How do test orders end up in my GA4 reports?

When you place a test order through your WooCommerce store, tracking fires a purchase event just like a real sale. Unless you explicitly filter by email domain or order tag, that event reaches GA4, Facebook CAPI, and every other destination as legitimate revenue.

Do admin-created WooCommerce orders trigger tracking events?

Yes. Admin-created orders—used for phone sales, manual replacements, or free customer gifts—fire the same WooCommerce order hooks as customer purchases. Without filtering logic, they appear in your analytics as real conversions and inflate your reported conversion rate.

What happens to refunds in my tracking platforms?

Refunds issued in WooCommerce reduce your store’s revenue, but most tracking setups don’t forward a corresponding refund event to GA4 or Facebook. The original purchase event stays as positive revenue, silently inflating your reported figures over time.

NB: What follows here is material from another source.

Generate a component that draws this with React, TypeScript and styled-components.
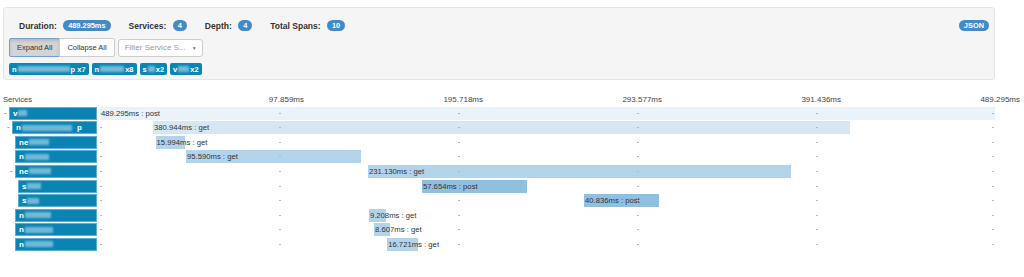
import styled, { createGlobalStyle } from 'styled-components';

const GlobalStyle = createGlobalStyle`
  body {
    margin: 0;
    background: #fff;
    color: #333;
    font-family: "Liberation Sans", Arial, sans-serif;
  }
`;

type Span = {
  lead: string;
  smudge: number;
  tail?: string;
  depth: number;
  toggle?: boolean;
  start: number;
  duration: number;
  method: string;
};

const TOTAL = 489.295;
const TICKS = ['97.859ms', '195.718ms', '293.577ms', '391.436ms', '489.295ms'];
const DEPTH_COLORS = ['#eaf2f9', '#d6e7f3', '#b3d3ea', '#8fc0e0'];

const spans: Span[] = [
  { lead: 'v', smudge: 9, depth: 0, toggle: true, start: 0, duration: 489.295, method: 'post' },
  { lead: 'n', smudge: 50, tail: 'p', depth: 1, toggle: true, start: 29, duration: 380.944, method: 'get' },
  { lead: 'ne', smudge: 20, depth: 2, start: 30.4, duration: 15.994, method: 'get' },
  { lead: 'n', smudge: 24, depth: 2, start: 47, duration: 95.59, method: 'get' },
  { lead: 'ne', smudge: 22, depth: 2, toggle: true, start: 146.5, duration: 231.13, method: 'get' },
  { lead: 's', smudge: 14, depth: 3, start: 176, duration: 57.654, method: 'post' },
  { lead: 's', smudge: 12, depth: 3, start: 264.6, duration: 40.836, method: 'post' },
  { lead: 'n', smudge: 26, depth: 2, start: 147, duration: 9.208, method: 'get' },
  { lead: 'n', smudge: 28, depth: 2, start: 149.8, duration: 8.607, method: 'get' },
  { lead: 'n', smudge: 28, depth: 2, start: 157, duration: 16.721, method: 'get' },
];

const tags = [
  { lead: 'n', smudge: 52, tail: 'p x7' },
  { lead: 'n', smudge: 24, tail: 'x8' },
  { lead: 's', smudge: 7, tail: 'x2' },
  { lead: 'v', smudge: 11, tail: 'x2' },
];

function App() {
  return (
    <Page>
      <GlobalStyle />
      <Well>
        <TopLine>
          <Stats>
            <Stat>
              Duration: <Badge>489.295ms</Badge>
            </Stat>
            <Stat>
              Services: <Badge>4</Badge>
            </Stat>
            <Stat>
              Depth: <Badge>4</Badge>
            </Stat>
            <Stat>
              Total Spans: <Badge>10</Badge>
            </Stat>
          </Stats>
          <Badge>JSON</Badge>
        </TopLine>

        <Controls>
          <ButtonGroup>
            <Button $active>Expand All</Button>
            <Button>Collapse All</Button>
          </ButtonGroup>
          <Select>
            <span>Filter Service S...</span>
            <Caret>▼</Caret>
          </Select>
        </Controls>

        <Tags>
          {tags.map((t, i) => (
            <Tag key={i}>
              {t.lead}
              <Smudge $w={t.smudge} />
              {t.tail}
            </Tag>
          ))}
        </Tags>
      </Well>

      <Header>
        <span className="services">Services</span>
        {TICKS.map(t => (
          <TickLabel key={t}>{t}</TickLabel>
        ))}
      </Header>

      {spans.map((s, i) => (
        <Row key={i}>
          <ServiceCell $depth={s.depth}>
            <Toggle>{s.toggle ? '-' : ''}</Toggle>
            <ServiceBox>
              {s.lead}
              <Smudge $w={s.smudge} />
              {s.tail && <span className="tail">{s.tail}</span>}
            </ServiceBox>
          </ServiceCell>
          <Track>
            <Bar
              $color={DEPTH_COLORS[s.depth]}
              style={{
                left: `${(s.start / TOTAL) * 100}%`,
                width: `${(s.duration / TOTAL) * 100}%`,
              }}>
              <BarLabel>
                {s.duration.toFixed(3)}ms : {s.method}
              </BarLabel>
            </Bar>
            {[0, 1, 2, 3, 4, 5].map(k => (
              <Dot key={k} style={{ left: `calc(${k * 20}% - ${k === 5 ? 3 : 0}px)` }} />
            ))}
          </Track>
        </Row>
      ))}
    </Page>
  );
}

const Page = styled.div`
  width: 1024px;
  height: 277px;
  overflow: hidden;
`;

const Well = styled.div`
  box-sizing: border-box;
  width: 992px;
  height: 73px;
  margin: 7px 0 0 3px;
  padding: 12px 5px 4px 5px;
  background: #f5f5f5;
  border: 1px solid #e6e6e6;
  border-radius: 3px;
`;

const TopLine = styled.div`
  display: flex;
  justify-content: space-between;
  align-items: center;
  height: 11px;
  padding-left: 10px;
`;

const Stats = styled.div`
  display: flex;
  align-items: center;
  gap: 18px;
`;

const Stat = styled.span`
  display: flex;
  align-items: center;
  gap: 4px;
  font-size: 8.5px;
  font-weight: bold;
  color: #333;
  white-space: pre;
`;

const Badge = styled.span`
  display: inline-block;
  height: 11px;
  line-height: 11px;
  padding: 0 5px;
  border-radius: 6px;
  background: #428bca;
  color: #fff;
  font-size: 7.4px;
  font-weight: bold;
`;

const Controls = styled.div`
  display: flex;
  align-items: center;
  gap: 3px;
  margin-top: 7px;
  height: 19px;
`;

const ButtonGroup = styled.div`
  display: flex;
`;

const Button = styled.button<{ $active?: boolean }>`
  box-sizing: border-box;
  height: 19px;
  padding: 0 7px;
  margin: 0;
  font-family: inherit;
  font-size: 7.5px;
  color: #333;
  background: ${p => (p.$active ? '#d4d4d4' : '#fff')};
  border: 1px solid ${p => (p.$active ? '#6f9fd6' : '#ccc')};
  box-shadow: ${p => (p.$active ? 'inset 0 2px 3px rgba(0,0,0,0.12)' : 'none')};
  border-radius: ${p => (p.$active ? '2px 0 0 2px' : '0 2px 2px 0')};
  margin-left: ${p => (p.$active ? '0' : '-1px')};
`;

const Select = styled.div`
  box-sizing: border-box;
  display: flex;
  align-items: center;
  justify-content: space-between;
  width: 85px;
  height: 18px;
  padding: 0 5px 0 6px;
  background: #fff;
  border: 1px solid #ccc;
  border-radius: 3px;
  font-size: 8px;
  color: #999;
  white-space: nowrap;
`;

const Caret = styled.span`
  font-size: 5px;
  color: #777;
`;

const Tags = styled.div`
  display: flex;
  gap: 3px;
  margin-top: 6px;
`;

const Tag = styled.span`
  display: flex;
  align-items: center;
  height: 12px;
  padding: 0 3px;
  border-radius: 2px;
  background: #0b85b4;
  color: #fff;
  font-size: 7.5px;
  font-weight: bold;
  white-space: pre;
`;

const Smudge = styled.span<{ $w: number }>`
  display: inline-block;
  width: ${p => p.$w}px;
  height: 6px;
  margin: 0 1px;
  background: rgba(200, 230, 245, 0.55);
  filter: blur(1.3px);
`;

const Header = styled.div`
  display: grid;
  grid-template-columns: 125px repeat(5, 179px);
  align-items: center;
  height: 11px;
  margin-top: 14px;
  font-size: 8px;
  color: #444;

  .services {
    padding-left: 3px;
    font-size: 7.6px;
  }
`;

const TickLabel = styled.span`
  text-align: right;
`;

const Row = styled.div`
  display: flex;
  align-items: center;
  gap: 3px;
  height: 13px;
  margin-top: 1.6px;
`;

const ServiceCell = styled.div<{ $depth: number }>`
  box-sizing: border-box;
  display: flex;
  width: 97px;
  height: 13px;
  flex: none;
  padding-left: ${p => 4 + p.$depth * 3}px;
`;

const Toggle = styled.span`
  width: 5px;
  flex: none;
  font-size: 8px;
  line-height: 12px;
  color: #666;
`;

const ServiceBox = styled.div`
  box-sizing: border-box;
  flex: 1;
  display: flex;
  align-items: center;
  padding-left: 3px;
  background: #0b84b3;
  border: 1px solid #5aaed0;
  color: #fff;
  font-size: 8px;
  font-weight: bold;
  white-space: pre;

  .tail {
    margin-left: 4px;
  }
`;

const Track = styled.div`
  position: relative;
  width: 895px;
  height: 13px;
  flex: none;
`;

const Bar = styled.div<{ $color: string }>`
  position: absolute;
  top: 0;
  height: 13px;
  background: ${p => p.$color};
`;

const BarLabel = styled.span`
  position: absolute;
  left: 1px;
  top: 0;
  line-height: 13px;
  font-size: 7.7px;
  color: #333;
  white-space: nowrap;
`;

const Dot = styled.span`
  position: absolute;
  top: 6px;
  width: 2px;
  height: 1px;
  background: #b8b8b8;
`;

export default App;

How do I know if my WooCommerce analytics are contaminated?

Compare your WooCommerce orders revenue with what GA4 reports for the same period. A consistent gap—especially if GA4 is higher—usually points to test orders, admin orders, or missing refund events. Even a 5–10% variance in a high-volume store represents significant decision-making risk.

Can a server-side quality gate fix this automatically?

Yes. A server-side validation layer intercepts WooCommerce events before they reach any platform. It checks for zero-value orders, known test email domains, admin-tagged orders, and duplicate transaction IDs—so only clean, real customer data gets delivered to your analytics and ad platforms.

Data contamination isn’t a pixel problem. It’s a data hygiene problem—and it’s fixable at the source. The first step is knowing what to look for. The next step is putting a quality gate in place so you never have to clean up the mess again.